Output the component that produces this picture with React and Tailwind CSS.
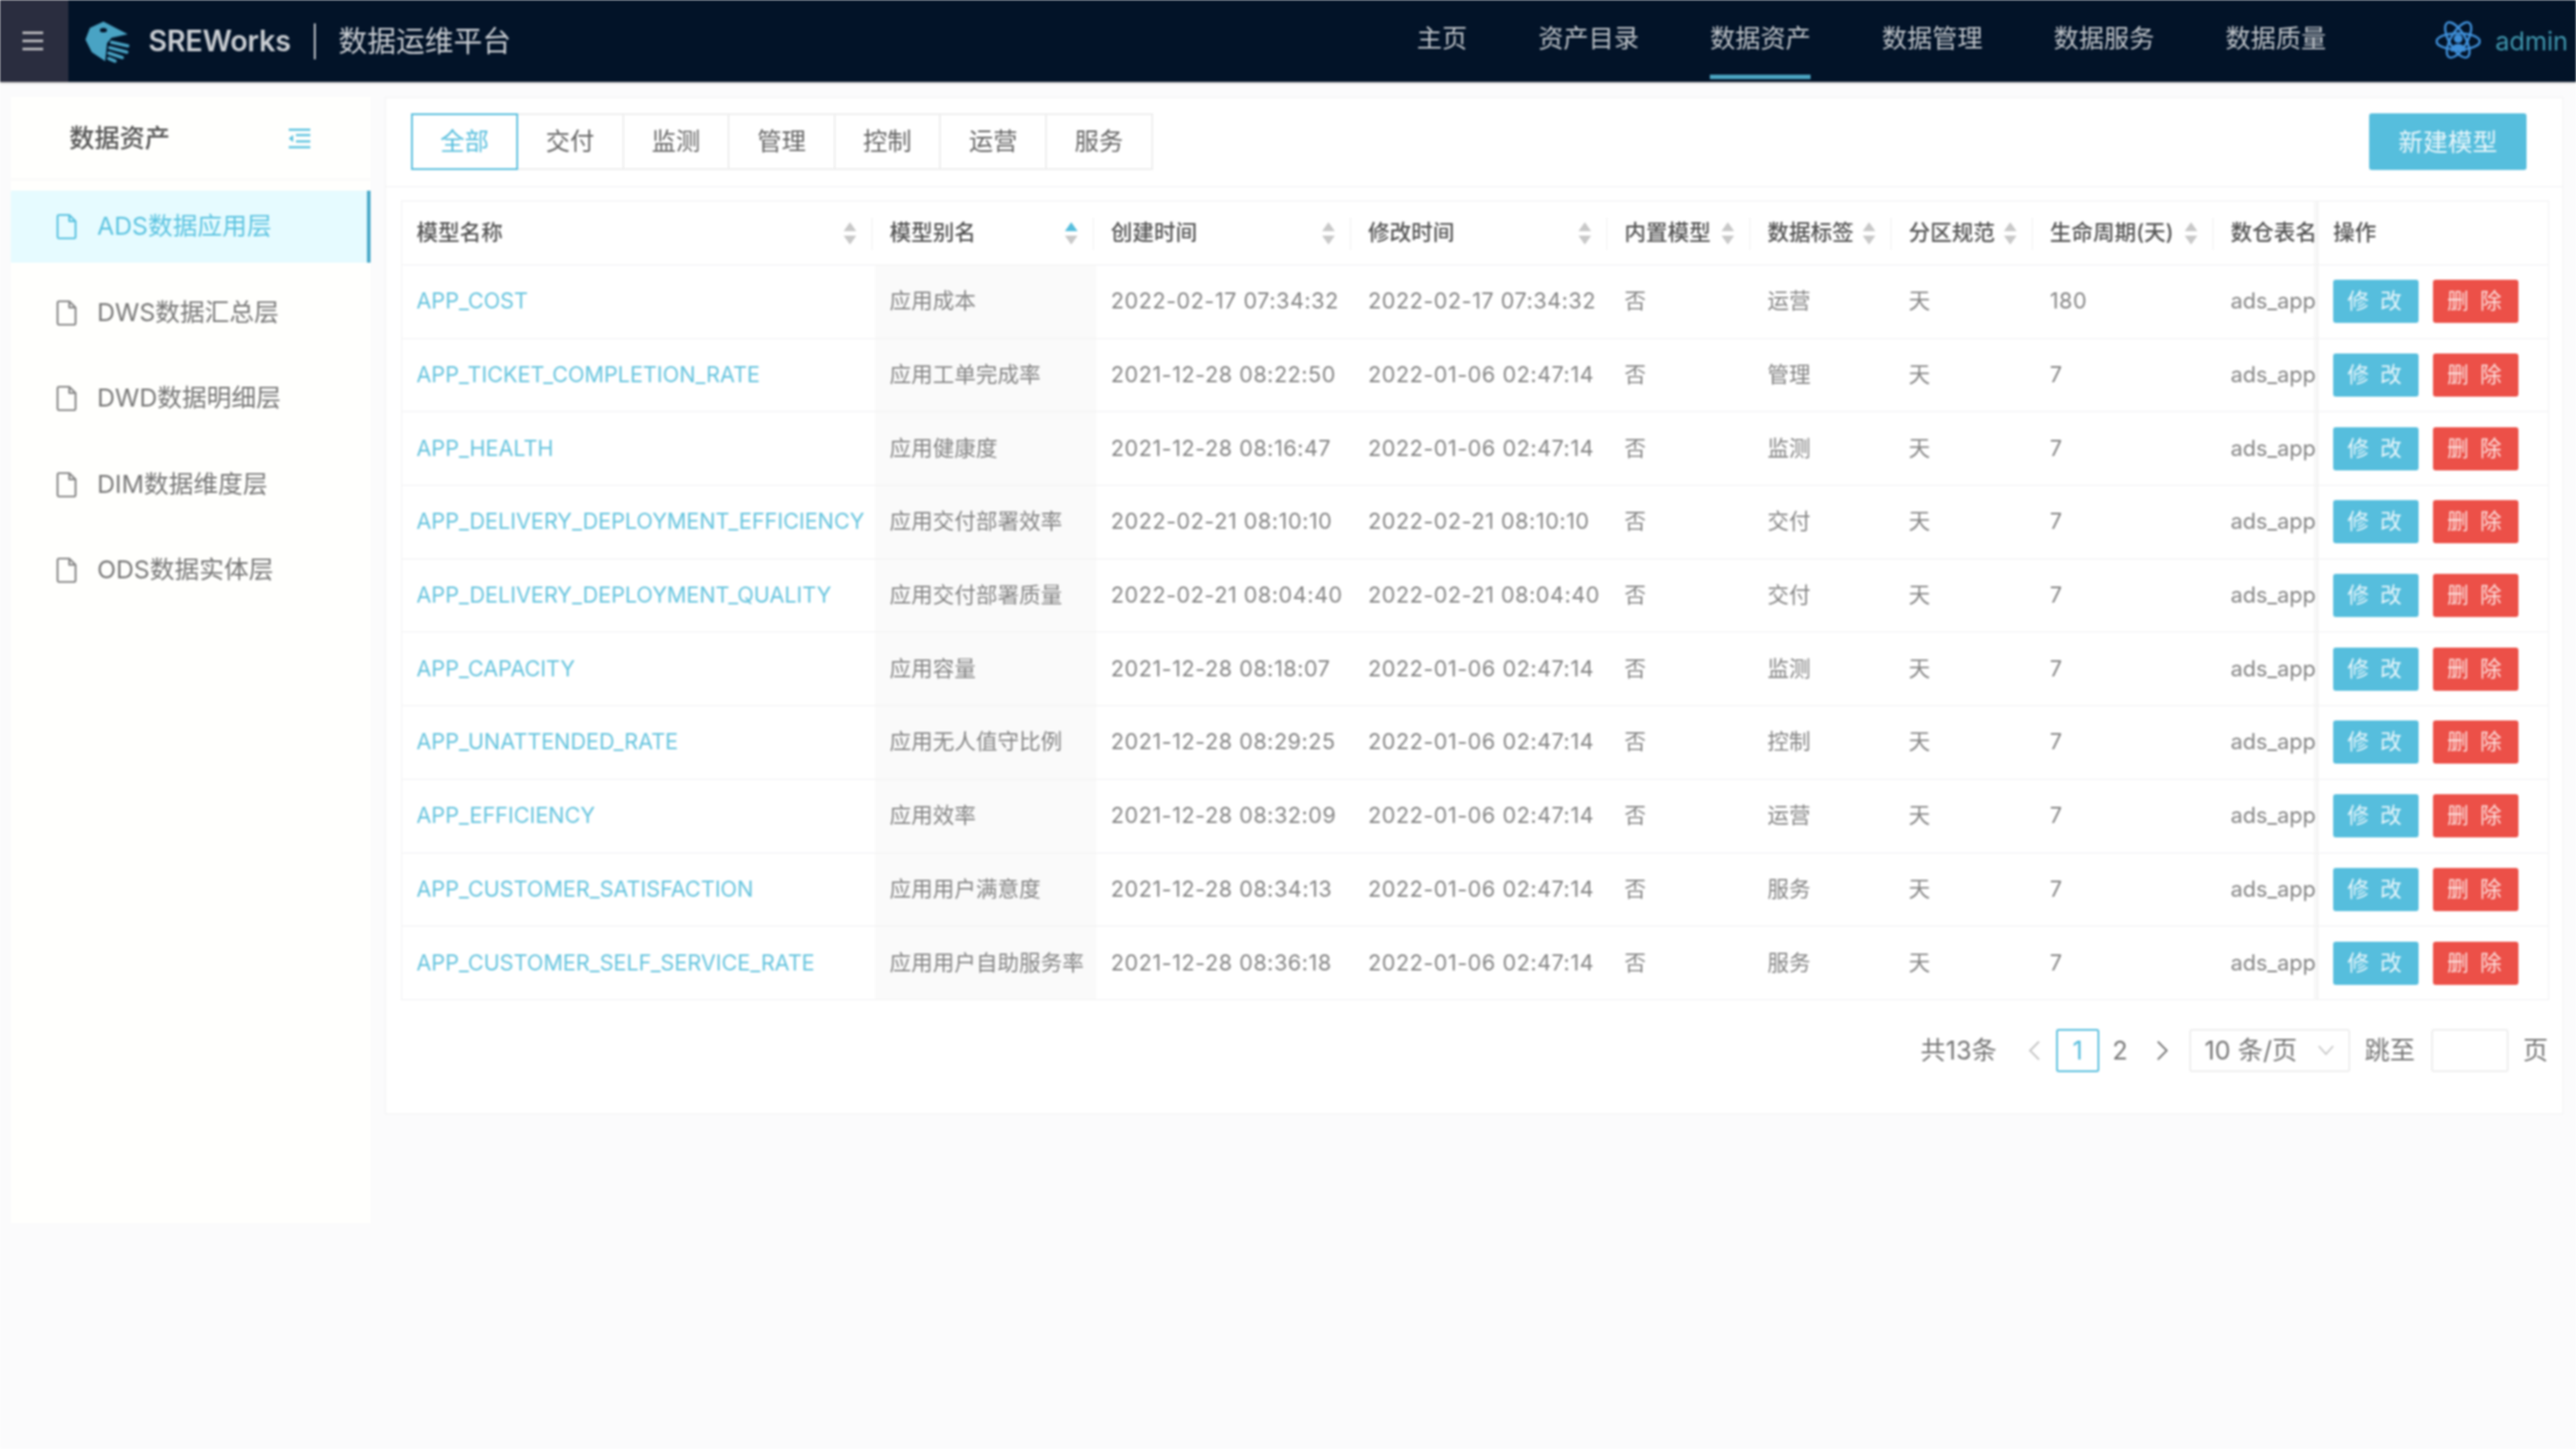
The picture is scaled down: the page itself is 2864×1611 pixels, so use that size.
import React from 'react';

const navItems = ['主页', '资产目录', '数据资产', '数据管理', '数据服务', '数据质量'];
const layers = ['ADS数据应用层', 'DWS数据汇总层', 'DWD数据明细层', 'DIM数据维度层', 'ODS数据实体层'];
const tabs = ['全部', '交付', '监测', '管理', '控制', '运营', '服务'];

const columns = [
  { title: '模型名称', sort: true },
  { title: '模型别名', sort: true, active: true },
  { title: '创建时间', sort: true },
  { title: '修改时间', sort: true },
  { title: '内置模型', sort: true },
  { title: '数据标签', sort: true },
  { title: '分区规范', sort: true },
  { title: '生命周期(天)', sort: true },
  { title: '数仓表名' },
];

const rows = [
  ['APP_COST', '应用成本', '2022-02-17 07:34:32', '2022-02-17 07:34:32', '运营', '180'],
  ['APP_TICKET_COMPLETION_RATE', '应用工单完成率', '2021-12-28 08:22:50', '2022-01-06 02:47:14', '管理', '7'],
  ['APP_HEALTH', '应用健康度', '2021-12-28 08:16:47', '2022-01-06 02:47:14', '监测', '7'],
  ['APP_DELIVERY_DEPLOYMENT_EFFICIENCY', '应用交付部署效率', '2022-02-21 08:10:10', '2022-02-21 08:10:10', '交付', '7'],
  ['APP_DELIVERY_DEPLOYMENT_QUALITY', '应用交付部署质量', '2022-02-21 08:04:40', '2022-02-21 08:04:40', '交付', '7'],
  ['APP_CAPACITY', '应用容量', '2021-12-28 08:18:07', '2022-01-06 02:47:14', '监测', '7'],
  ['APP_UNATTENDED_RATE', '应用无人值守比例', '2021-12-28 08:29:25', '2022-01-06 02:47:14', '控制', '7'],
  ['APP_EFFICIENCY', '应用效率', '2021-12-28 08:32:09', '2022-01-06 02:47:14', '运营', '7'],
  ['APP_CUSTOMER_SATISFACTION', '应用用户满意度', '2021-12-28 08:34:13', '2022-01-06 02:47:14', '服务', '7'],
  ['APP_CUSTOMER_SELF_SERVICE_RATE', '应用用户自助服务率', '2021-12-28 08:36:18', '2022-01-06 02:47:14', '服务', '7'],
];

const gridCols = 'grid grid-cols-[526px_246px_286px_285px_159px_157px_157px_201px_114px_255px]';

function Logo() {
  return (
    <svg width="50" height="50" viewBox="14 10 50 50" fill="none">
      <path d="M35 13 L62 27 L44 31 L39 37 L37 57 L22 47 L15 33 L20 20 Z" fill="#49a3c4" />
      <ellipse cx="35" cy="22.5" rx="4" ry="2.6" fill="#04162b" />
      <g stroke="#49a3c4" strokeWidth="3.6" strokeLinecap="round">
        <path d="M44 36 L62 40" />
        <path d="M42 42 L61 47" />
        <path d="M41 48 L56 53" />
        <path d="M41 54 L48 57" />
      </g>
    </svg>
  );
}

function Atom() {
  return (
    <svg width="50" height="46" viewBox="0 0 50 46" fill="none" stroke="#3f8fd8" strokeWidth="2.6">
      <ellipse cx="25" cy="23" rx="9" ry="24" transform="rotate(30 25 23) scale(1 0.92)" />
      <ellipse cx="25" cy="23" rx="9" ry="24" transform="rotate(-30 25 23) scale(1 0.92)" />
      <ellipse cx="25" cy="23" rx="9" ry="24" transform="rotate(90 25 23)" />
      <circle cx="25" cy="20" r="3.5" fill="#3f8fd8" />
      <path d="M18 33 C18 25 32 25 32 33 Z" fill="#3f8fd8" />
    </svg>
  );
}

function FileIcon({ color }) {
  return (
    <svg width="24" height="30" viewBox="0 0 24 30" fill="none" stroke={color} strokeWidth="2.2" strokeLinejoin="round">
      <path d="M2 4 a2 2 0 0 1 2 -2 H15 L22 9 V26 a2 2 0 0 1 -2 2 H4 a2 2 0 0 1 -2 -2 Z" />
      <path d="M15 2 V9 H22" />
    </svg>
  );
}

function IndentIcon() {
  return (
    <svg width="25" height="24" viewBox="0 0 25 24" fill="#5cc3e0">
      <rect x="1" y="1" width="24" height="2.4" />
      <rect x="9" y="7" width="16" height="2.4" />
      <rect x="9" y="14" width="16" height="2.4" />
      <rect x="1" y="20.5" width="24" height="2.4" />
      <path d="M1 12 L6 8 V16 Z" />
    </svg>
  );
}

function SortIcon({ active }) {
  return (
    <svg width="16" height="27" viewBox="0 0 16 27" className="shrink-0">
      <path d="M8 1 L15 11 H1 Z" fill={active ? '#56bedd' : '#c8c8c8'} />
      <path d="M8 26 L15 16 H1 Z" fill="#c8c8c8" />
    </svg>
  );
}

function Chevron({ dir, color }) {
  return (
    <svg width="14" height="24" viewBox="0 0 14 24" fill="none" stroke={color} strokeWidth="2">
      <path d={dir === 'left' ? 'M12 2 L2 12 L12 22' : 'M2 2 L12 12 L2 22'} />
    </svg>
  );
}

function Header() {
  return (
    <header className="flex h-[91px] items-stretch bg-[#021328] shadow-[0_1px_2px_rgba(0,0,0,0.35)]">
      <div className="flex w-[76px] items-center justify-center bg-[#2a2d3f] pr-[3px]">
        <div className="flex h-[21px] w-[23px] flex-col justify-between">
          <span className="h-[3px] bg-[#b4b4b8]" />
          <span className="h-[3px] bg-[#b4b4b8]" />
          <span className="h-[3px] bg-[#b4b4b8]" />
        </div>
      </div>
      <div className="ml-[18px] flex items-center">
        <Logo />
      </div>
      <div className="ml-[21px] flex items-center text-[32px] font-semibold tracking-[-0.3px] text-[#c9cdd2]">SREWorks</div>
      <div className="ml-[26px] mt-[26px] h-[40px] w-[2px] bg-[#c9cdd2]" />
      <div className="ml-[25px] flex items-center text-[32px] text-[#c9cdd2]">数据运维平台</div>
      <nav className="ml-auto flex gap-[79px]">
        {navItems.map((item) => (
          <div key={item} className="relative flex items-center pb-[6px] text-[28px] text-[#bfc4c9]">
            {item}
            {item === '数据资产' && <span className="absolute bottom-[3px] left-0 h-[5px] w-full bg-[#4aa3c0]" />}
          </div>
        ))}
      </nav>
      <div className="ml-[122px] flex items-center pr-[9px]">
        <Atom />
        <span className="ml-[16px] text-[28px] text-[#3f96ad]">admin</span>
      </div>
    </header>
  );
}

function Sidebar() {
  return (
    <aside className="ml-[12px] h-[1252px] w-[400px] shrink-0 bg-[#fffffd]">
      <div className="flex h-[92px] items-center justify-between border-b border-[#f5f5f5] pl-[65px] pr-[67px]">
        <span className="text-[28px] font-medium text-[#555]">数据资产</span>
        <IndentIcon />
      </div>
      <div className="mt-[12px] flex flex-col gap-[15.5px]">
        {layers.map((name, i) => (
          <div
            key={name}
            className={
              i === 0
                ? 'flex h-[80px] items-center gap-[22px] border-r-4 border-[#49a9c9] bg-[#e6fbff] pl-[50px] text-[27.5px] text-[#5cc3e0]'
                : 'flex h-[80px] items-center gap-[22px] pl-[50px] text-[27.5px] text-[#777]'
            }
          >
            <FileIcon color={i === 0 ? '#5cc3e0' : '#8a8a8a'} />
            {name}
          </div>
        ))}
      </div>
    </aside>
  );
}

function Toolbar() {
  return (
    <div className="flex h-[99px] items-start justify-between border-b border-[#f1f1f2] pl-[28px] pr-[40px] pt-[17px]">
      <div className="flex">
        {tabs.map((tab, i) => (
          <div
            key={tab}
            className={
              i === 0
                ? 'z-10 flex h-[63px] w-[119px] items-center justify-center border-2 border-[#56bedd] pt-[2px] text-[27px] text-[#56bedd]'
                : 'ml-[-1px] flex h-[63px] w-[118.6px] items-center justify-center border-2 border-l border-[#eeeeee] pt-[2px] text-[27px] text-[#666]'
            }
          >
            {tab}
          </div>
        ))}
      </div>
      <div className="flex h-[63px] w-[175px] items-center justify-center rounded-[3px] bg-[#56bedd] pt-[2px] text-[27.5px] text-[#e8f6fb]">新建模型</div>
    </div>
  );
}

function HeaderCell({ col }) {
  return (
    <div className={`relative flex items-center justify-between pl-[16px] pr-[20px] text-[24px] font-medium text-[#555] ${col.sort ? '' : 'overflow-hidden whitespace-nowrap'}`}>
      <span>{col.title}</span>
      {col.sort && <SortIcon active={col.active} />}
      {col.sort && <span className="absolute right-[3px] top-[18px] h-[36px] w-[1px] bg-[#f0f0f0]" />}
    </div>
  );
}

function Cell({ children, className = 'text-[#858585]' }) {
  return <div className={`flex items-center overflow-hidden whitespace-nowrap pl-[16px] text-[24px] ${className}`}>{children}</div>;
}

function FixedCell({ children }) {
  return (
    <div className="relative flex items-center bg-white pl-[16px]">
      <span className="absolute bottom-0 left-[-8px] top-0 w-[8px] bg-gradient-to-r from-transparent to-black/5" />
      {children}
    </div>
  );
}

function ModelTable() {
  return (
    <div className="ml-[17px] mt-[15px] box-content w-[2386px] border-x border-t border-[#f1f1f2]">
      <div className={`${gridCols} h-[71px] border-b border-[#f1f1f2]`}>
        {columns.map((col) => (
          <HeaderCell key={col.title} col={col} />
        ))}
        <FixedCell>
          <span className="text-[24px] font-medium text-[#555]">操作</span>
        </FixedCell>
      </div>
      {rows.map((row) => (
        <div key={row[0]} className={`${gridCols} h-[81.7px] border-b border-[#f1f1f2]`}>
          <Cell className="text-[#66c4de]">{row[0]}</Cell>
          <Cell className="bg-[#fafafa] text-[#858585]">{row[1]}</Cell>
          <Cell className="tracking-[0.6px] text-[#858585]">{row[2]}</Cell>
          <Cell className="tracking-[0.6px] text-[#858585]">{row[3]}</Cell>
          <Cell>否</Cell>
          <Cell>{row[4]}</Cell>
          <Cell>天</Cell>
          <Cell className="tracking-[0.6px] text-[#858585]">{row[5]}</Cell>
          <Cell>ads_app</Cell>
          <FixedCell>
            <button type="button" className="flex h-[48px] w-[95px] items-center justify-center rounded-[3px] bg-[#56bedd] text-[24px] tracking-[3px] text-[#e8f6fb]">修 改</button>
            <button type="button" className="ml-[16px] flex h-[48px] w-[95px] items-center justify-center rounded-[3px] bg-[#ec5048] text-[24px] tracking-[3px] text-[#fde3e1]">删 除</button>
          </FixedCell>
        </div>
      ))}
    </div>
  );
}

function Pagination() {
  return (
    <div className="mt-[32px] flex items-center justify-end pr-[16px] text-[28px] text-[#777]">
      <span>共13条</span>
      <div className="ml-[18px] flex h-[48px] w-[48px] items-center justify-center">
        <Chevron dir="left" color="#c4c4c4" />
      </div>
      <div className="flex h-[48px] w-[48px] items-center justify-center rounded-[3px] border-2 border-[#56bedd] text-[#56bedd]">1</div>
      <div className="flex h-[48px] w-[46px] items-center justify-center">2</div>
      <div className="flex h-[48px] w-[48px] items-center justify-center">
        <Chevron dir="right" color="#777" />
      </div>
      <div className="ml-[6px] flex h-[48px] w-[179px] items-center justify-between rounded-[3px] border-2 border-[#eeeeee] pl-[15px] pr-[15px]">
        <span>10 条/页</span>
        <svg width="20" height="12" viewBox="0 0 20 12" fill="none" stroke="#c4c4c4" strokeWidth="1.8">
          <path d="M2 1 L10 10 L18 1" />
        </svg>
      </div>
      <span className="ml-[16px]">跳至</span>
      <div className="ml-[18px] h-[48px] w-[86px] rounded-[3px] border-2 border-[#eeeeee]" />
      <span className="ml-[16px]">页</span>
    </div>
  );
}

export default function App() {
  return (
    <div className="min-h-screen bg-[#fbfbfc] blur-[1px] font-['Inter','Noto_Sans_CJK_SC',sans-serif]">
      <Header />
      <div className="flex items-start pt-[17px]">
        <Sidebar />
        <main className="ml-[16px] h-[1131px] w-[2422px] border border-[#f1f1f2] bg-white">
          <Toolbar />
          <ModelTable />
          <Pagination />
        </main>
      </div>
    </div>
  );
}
◇ ◇ ◇ ◇ ◇
Work instructions
Starting at the top of the listing above, reproduce each line up to and including the one with "import React from 'react';"; omit the pictures.

Final result
Output the component that produces this picture with React and Tailwind CSS.
The picture is scaled down: the page itself is 2864×1611 pixels, so use that size.
import React from 'react';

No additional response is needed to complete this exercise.